*EXERCISE INSTRUCTIONS*: Look through the material and copy each line holding "components".

*RECORDED DATA*:
____
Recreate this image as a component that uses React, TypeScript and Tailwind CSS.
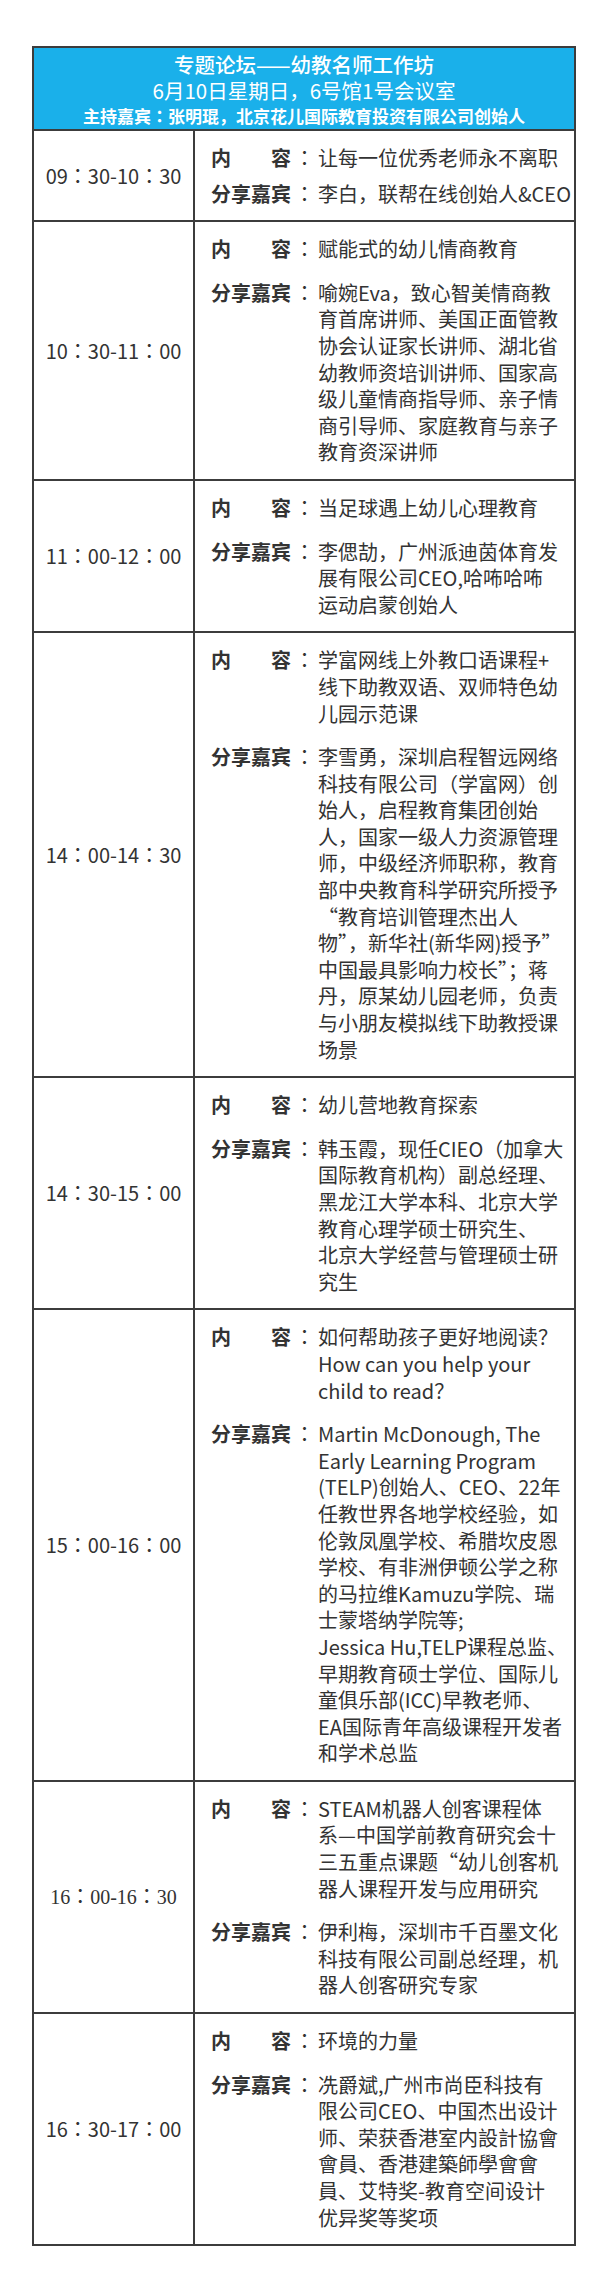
import React from 'react'

type Session = {
  time: string
  serifTime?: boolean
  topic: string[]
  guest: string[]
  compact?: boolean
}

const sessions: Session[] = [
  {
    time: '09：30-10：30',
    topic: ['让每一位优秀老师永不离职'],
    guest: ['李白，联帮在线创始人&CEO'],
    compact: true,
  },
  {
    time: '10：30-11：00',
    topic: ['赋能式的幼儿情商教育'],
    guest: [
      '喻婉Eva，致心智美情商教',
      '育首席讲师、美国正面管教',
      '协会认证家长讲师、湖北省',
      '幼教师资培训讲师、国家高',
      '级儿童情商指导师、亲子情',
      '商引导师、家庭教育与亲子',
      '教育资深讲师',
    ],
  },
  {
    time: '11：00-12：00',
    topic: ['当足球遇上幼儿心理教育'],
    guest: ['李偲劼，广州派迪茵体育发', '展有限公司CEO,哈咘哈咘', '运动启蒙创始人'],
  },
  {
    time: '14：00-14：30',
    topic: ['学富网线上外教口语课程+', '线下助教双语、双师特色幼', '儿园示范课'],
    guest: [
      '李雪勇，深圳启程智远网络',
      '科技有限公司（学富网）创',
      '始人，启程教育集团创始',
      '人，国家一级人力资源管理',
      '师，中级经济师职称，教育',
      '部中央教育科学研究所授予',
      '“教育培训管理杰出人',
      '物”，新华社(新华网)授予”',
      '中国最具影响力校长”；蒋',
      '丹，原某幼儿园老师，负责',
      '与小朋友模拟线下助教授课',
      '场景',
    ],
  },
  {
    time: '14：30-15：00',
    topic: ['幼儿营地教育探索'],
    guest: [
      '韩玉霞，现任CIEO（加拿大',
      '国际教育机构）副总经理、',
      '黑龙江大学本科、北京大学',
      '教育心理学硕士研究生、',
      '北京大学经营与管理硕士研',
      '究生',
    ],
  },
  {
    time: '15：00-16：00',
    topic: ['如何帮助孩子更好地阅读？', 'How can you help your', 'child to read？'],
    guest: [
      'Martin McDonough, The',
      'Early Learning Program',
      '(TELP)创始人、CEO、22年',
      '任教世界各地学校经验，如',
      '伦敦凤凰学校、希腊坎皮恩',
      '学校、有非洲伊顿公学之称',
      '的马拉维Kamuzu学院、瑞',
      '士蒙塔纳学院等;',
      'Jessica Hu,TELP课程总监、',
      '早期教育硕士学位、国际儿',
      '童俱乐部(ICC)早教老师、',
      'EA国际青年高级课程开发者',
      '和学术总监',
    ],
  },
  {
    time: '16：00-16：30',
    serifTime: true,
    topic: ['STEAM机器人创客课程体', '系—中国学前教育研究会十', '三五重点课题“幼儿创客机', '器人课程开发与应用研究'],
    guest: ['伊利梅，深圳市千百墨文化', '科技有限公司副总经理，机', '器人创客研究专家'],
  },
  {
    time: '16：30-17：00',
    topic: ['环境的力量'],
    guest: [
      '冼爵斌,广州市尚臣科技有',
      '限公司CEO、中国杰出设计',
      '师、荣获香港室内設計協會',
      '會員、香港建築師學會會',
      '員、艾特奖-教育空间设计',
      '优异奖等奖项',
    ],
  },
]

const jpColon = { fontFamily: '"Noto Sans CJK JP", sans-serif' }

// time strings use a centred full-width colon
function TimeText({ text }: { text: string }) {
  const parts = text.split('：')
  return (
    <span>
      {parts.map((p, i) => (
        <React.Fragment key={i}>
          {i > 0 && <span style={jpColon}>：</span>}
          {p}
        </React.Fragment>
      ))}
    </span>
  )
}

function Entry({ label, lines }: { label: React.ReactNode; lines: string[] }) {
  return (
    <div className="flex">
      <div className="w-[80px] shrink-0 font-bold">{label}</div>
      <div className="w-[27px] shrink-0 text-center" style={jpColon}>
        ：
      </div>
      <div className="whitespace-nowrap">
        {lines.map((line, i) => (
          <div key={i}>{line}</div>
        ))}
      </div>
    </div>
  )
}

export default function App() {
  return (
    <div className="min-h-[2285px] bg-white pt-[46px]">
      <div
        className="ml-[32px] w-[544px] border-2 border-[#3c3c3c] text-[#333]"
        style={{ fontFamily: '"Noto Sans CJK SC", "Noto Sans", sans-serif' }}
      >
        {/* Header */}
        <div className="bg-[#1ab0ea] pt-[3px] pb-[1px] text-center text-white">
          <div className="text-[20.5px] leading-[26px] font-medium">专题论坛——幼教名师工作坊</div>
          <div className="text-[20.5px] leading-[26px]">6月10日星期日，6号馆1号会议室</div>
          <div className="text-[17px] leading-[25px] font-bold">
            主持嘉宾<span style={jpColon}>：</span>张明琨，北京花儿国际教育投资有限公司创始人
          </div>
        </div>

        {/* Sessions */}
        {sessions.map((s) => (
          <div key={s.time} className="grid grid-cols-[161px_1fr] border-t-2 border-[#3c3c3c]">
            <div
              className="flex items-center justify-center border-r-2 border-[#3c3c3c] text-[20px]"
              style={s.serifTime ? { fontFamily: '"Liberation Serif", "Noto Sans CJK SC", serif' } : undefined}
            >
              <TimeText text={s.time} />
            </div>
            <div
              className={`flex flex-col pl-[16px] pt-[14px] pb-[13px] text-[20px] leading-[26.6px] ${
                s.compact ? 'gap-[9px]' : 'gap-[17px]'
              }`}
            >
              <Entry
                label={
                  <div className="flex justify-between">
                    <span>内</span>
                    <span>容</span>
                  </div>
                }
                lines={s.topic}
              />
              <Entry label="分享嘉宾" lines={s.guest} />
            </div>
          </div>
        ))}
      </div>
    </div>
  )
}
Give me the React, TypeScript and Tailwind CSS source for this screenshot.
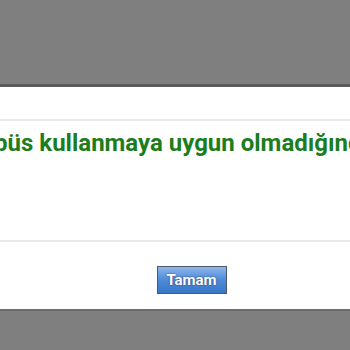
export default function App() {
	return (
		<div
			className="flex h-[350px] w-[350px] flex-col overflow-hidden bg-[#7f7f7f]"
			style={{ fontFamily: "Roboto, 'Liberation Sans', sans-serif" }}
		>
			<div className="h-[84px] shrink-0 bg-[#7f7f7f]" />
			<div className="h-[3px] shrink-0 bg-[#5a5a5a]" />
			<div className="flex h-[222px] shrink-0 flex-col bg-white">
				<div className="h-[34px] shrink-0 border-b-2 border-[#e8e8e8]" />
				<div className="flex h-[121px] shrink-0 justify-center border-b-2 border-[#e8e8e8] pr-[6px] pt-[6px]">
					<p className="whitespace-nowrap text-[24px] font-bold leading-[32px] text-[#1b7d1b]">
						Otobüs kullanmaya uygun olmadığından
					</p>
				</div>
				<div className="flex flex-1 items-start justify-center pt-[24px]">
					<button className="ml-[33px] h-[28px] w-[70px] border border-[#4c5966] bg-gradient-to-b from-[#8fb6ea] via-[#4d8ad7] to-[#3a76c6] text-[15px] font-bold text-white [text-shadow:0_0_2px_rgba(0,0,60,0.6)]">
						Tamam
					</button>
				</div>
			</div>
			<div className="h-[2px] shrink-0 bg-[#6c6c6c]" />
		</div>
	);
}
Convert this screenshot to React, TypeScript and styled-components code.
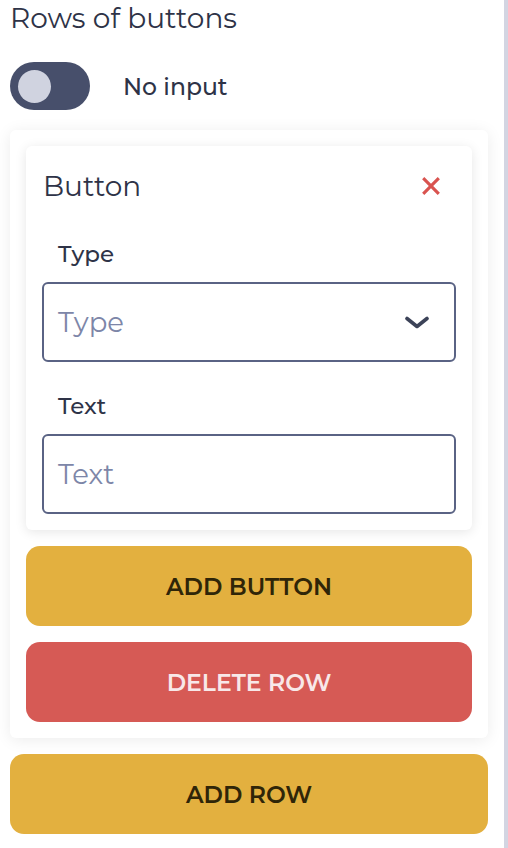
import React from "react";
import styled, { createGlobalStyle } from "styled-components";

const GlobalStyle = createGlobalStyle`
  html, body {
    margin: 0;
    padding: 0;
    background: #ffffff;
  }
  body {
    font-family: "Montserrat", "Open Sans", "DejaVu Sans", sans-serif;
    color: #2e3347;
  }
`;

interface IField {
  label: string;
  placeholder: string;
  select?: boolean;
}

const fields: IField[] = [
  { label: "Type", placeholder: "Type", select: true },
  { label: "Text", placeholder: "Text" },
];

export default function App() {
  const [noInput, setNoInput] = React.useState(false);

  return (
    <S.Page>
      <GlobalStyle />
      <S.Content>
        <S.Title>Rows of buttons</S.Title>
        <S.ToggleRow>
          <S.Toggle $on={noInput} onClick={() => setNoInput(!noInput)}>
            <S.Knob />
          </S.Toggle>
          <S.ToggleLabel>No input</S.ToggleLabel>
        </S.ToggleRow>
        <S.RowCard>
          <S.ButtonCard>
            <S.CardHeader>
              <S.CardTitle>Button</S.CardTitle>
              <S.CloseIcon viewBox="0 0 24 24">
                <path d="M3.5 3.5 L20.5 20.5 M20.5 3.5 L3.5 20.5" />
              </S.CloseIcon>
            </S.CardHeader>
            {fields.map((field) => (
              <S.Field key={field.label}>
                <S.FieldLabel>{field.label}</S.FieldLabel>
                <S.InputBox>
                  <S.Placeholder>{field.placeholder}</S.Placeholder>
                  {field.select && (
                    <S.Chevron viewBox="0 0 26 13">
                      <path d="M3 2.5 L13 10.5 L23 2.5" />
                    </S.Chevron>
                  )}
                </S.InputBox>
              </S.Field>
            ))}
          </S.ButtonCard>
          <S.ActionButton $variant="yellow">ADD BUTTON</S.ActionButton>
          <S.ActionButton $variant="red">DELETE ROW</S.ActionButton>
        </S.RowCard>
        <S.ActionButton $variant="yellow">ADD ROW</S.ActionButton>
      </S.Content>
    </S.Page>
  );
}

const S = {
  Page: styled.div`
    display: flex;
    min-height: 848px;
    border-right: 4px solid #d3d5e2;
    box-sizing: border-box;
    width: 508px;
  `,
  Content: styled.div`
    flex: 1;
    display: flex;
    flex-direction: column;
    padding: 0 16px 0 10px;
  `,
  Title: styled.h2`
    margin: 0;
    font-size: 28px;
    font-weight: 400;
    line-height: 36px;
    color: #2e3347;
  `,
  ToggleRow: styled.div`
    display: flex;
    align-items: center;
    gap: 33px;
    margin-top: 26px;
  `,
  Toggle: styled.div<{ $on: boolean }>`
    width: 80px;
    height: 48px;
    border-radius: 24px;
    background: #474f6b;
    display: flex;
    align-items: center;
    justify-content: ${(p) => (p.$on ? "flex-end" : "flex-start")};
    padding: 0 8px;
    box-sizing: border-box;
    cursor: pointer;
  `,
  Knob: styled.div`
    width: 33px;
    height: 33px;
    border-radius: 50%;
    background: #d0d3e0;
  `,
  ToggleLabel: styled.span`
    font-size: 23.5px;
    font-weight: 500;
    color: #2e3347;
  `,
  RowCard: styled.div`
    margin-top: 20px;
    background: #ffffff;
    border-radius: 6px;
    box-shadow: 0 2px 16px rgba(0, 0, 0, 0.08);
    padding: 16px;
    display: flex;
    flex-direction: column;
    gap: 16px;
    margin-bottom: 16px;
  `,
  ButtonCard: styled.div`
    background: #ffffff;
    border-radius: 6px;
    box-shadow: 0 2px 12px rgba(0, 0, 0, 0.1);
    padding: 16px 16px 16px 16px;
    display: flex;
    flex-direction: column;
  `,
  CardHeader: styled.div`
    display: flex;
    align-items: center;
    justify-content: space-between;
    padding: 0 14px 0 1px;
    height: 48px;
  `,
  CardTitle: styled.span`
    font-size: 28px;
    font-weight: 400;
    color: #2e3347;
  `,
  CloseIcon: styled.svg`
    width: 22px;
    height: 22px;
    stroke: #d9534f;
    stroke-width: 3.4;
    fill: none;
  `,
  Field: styled.div`
    display: flex;
    flex-direction: column;
    margin-top: 30px;
  `,
  FieldLabel: styled.label`
    font-size: 23px;
    font-weight: 500;
    color: #2e3347;
    padding-left: 16px;
    line-height: 28px;
    margin-bottom: 14px;
  `,
  InputBox: styled.div`
    height: 80px;
    box-sizing: border-box;
    border: 2px solid #5a6384;
    border-radius: 6px;
    display: flex;
    align-items: center;
    justify-content: space-between;
    padding: 0 24px 0 14px;
  `,
  Placeholder: styled.span`
    font-size: 27.5px;
    color: #7d86a8;
  `,
  Chevron: styled.svg`
    width: 26px;
    height: 13px;
    stroke: #3c4358;
    stroke-width: 3.6;
    stroke-linecap: round;
    stroke-linejoin: round;
    fill: none;
  `,
  ActionButton: styled.button<{ $variant: "yellow" | "red" }>`
    height: 80px;
    border: none;
    border-radius: 14px;
    background: ${(p) => (p.$variant === "red" ? "#d65a55" : "#e3b03f")};
    color: ${(p) => (p.$variant === "red" ? "#f8e8e8" : "#2f2508")};
    font-family: inherit;
    font-size: 23.5px;
    font-weight: 600;
    cursor: pointer;
  `,
};
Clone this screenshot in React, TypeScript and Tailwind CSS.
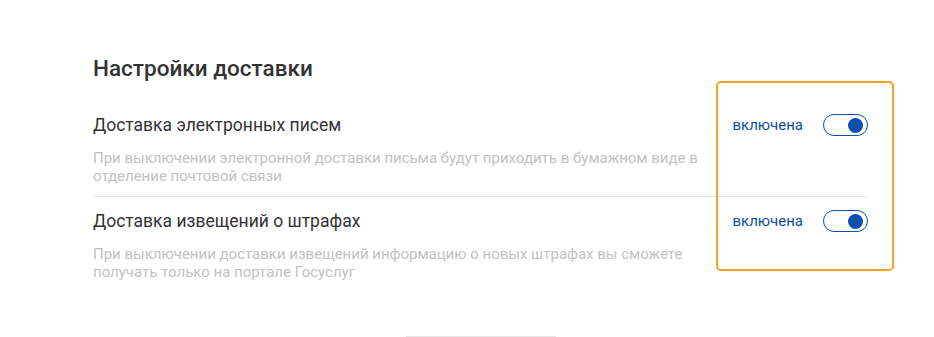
import React from "react";

function Toggle() {
  return (
    <div className="relative h-[22px] w-[45px] rounded-full border border-[#0b4fa8] bg-white">
      <div className="absolute right-[4px] top-[3px] h-[15px] w-[15px] rounded-full bg-[#0b4fa8]" />
    </div>
  );
}

function Row({ title, desc, divider }: { title: string; desc: string; divider?: boolean }) {
  return (
    <div className={divider ? "border-b border-[#e5e5e5] pb-[11px]" : ""}>
      <div className="flex items-center justify-between">
        <div className="text-[17.5px] leading-[24px] text-[#333]">{title}</div>
        <div className="flex items-center gap-[20px]">
          <span className="text-[15px] leading-[20px] text-[#0b4fa0]">включена</span>
          <Toggle />
        </div>
      </div>
      <div className="mt-[12px] max-w-[612px] text-[15px] leading-[18px] text-[#c2c2c2]">{desc}</div>
    </div>
  );
}

export default function App() {
  return (
    <div
      className="relative h-[337px] w-[934px] overflow-hidden bg-white"
      style={{ fontFamily: "Roboto, 'Liberation Sans', sans-serif" }}
    >
      <div className="pl-[93px] pt-[56px]">
        <div className="w-[775px]">
          <h2 className="text-[22.5px] font-medium leading-[24px] text-[#333]">Настройки доставки</h2>
          <div className="mt-[33px]">
            <Row
              title="Доставка электронных писем"
              desc="При выключении электронной доставки письма будут приходить в бумажном виде в отделение почтовой связи"
              divider
            />
            <div className="pt-[12px]">
              <Row
                title="Доставка извещений о штрафах"
                desc="При выключении доставки извещений информацию о новых штрафах вы сможете получать только на портале Госуслуг"
              />
            </div>
          </div>
        </div>
      </div>
      <div className="mt-[55px] flex justify-center pl-[28px]">
        <div className="h-[1px] w-[150px] bg-[#e6e6e6]" />
      </div>
      <div className="pointer-events-none absolute left-[716px] top-[81px] h-[190px] w-[178px] rounded-[5px] border-[2.5px] border-[#ff9f24]" />
    </div>
  );
}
____
*THE SOLUTION*:
Convert this screenshot to React, TypeScript and styled-components code.
import styled, { createGlobalStyle } from "styled-components";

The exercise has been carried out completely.